Je note d'ailleurs, avec beaucoup de satisfaction, que la Stratégie intégrée des Nations Unies pour le Sahel ainsi que les autres initiatives régionales et bilatérales pour le Sahel, traitent les problèmes du Sahel dans leur globalité. Je salue la mise en place des deux plateformes de coordination et de financement pour la mise en œuvre de la stratégie intégrée. Je salue la proposition de l'ouverture d'un fonds d'action pour le Sahel, celle de la réunion des Ministres des Finances et du Plan des pays du Sahel pour examiner et confirmer les priorités identifiées.

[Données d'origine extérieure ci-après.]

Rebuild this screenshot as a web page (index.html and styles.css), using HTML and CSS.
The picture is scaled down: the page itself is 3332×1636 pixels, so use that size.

Enfin je me félicite que la BAD, en rapport avec la Banque Mondiale anime un pool d'institutions de développement international comprenant la Banque Islamique de Développement et la Banque Européenne d'Investissement pour gérer le fonds d'action pour le Sahel.
Le Niger, qui fait partie des pays dont les montants de l'aide publique au développement par habitant sont les plus faibles, attend beaucoup de la Stratégie intégrée des Nations-Unies. Comme on vient de le voir, les questions de sécurité nous imposent des besoins de financements supplémentaires qui vont au-delà de ceux exprimés à Paris sur le financement de notre Programme de Développement Economique et Social 2012-215. En plus des ressources du fonds d'action qui est prévu, nous pouvons aussi réfléchir, avec la BM et le FMI sur les questions relatives à la concessionnalité des financements de façon globale et non convention par convention, sur le recours aux emprunts obligataires, sur la titrisation et le partenariat public privé. Le peuple Nigérien sait pouvoir compter sur votre solidarité. La présence de la mission conjointe aujourd'hui, ici à Niamey est la preuve que cette solidarité ne lui fera pas défaut.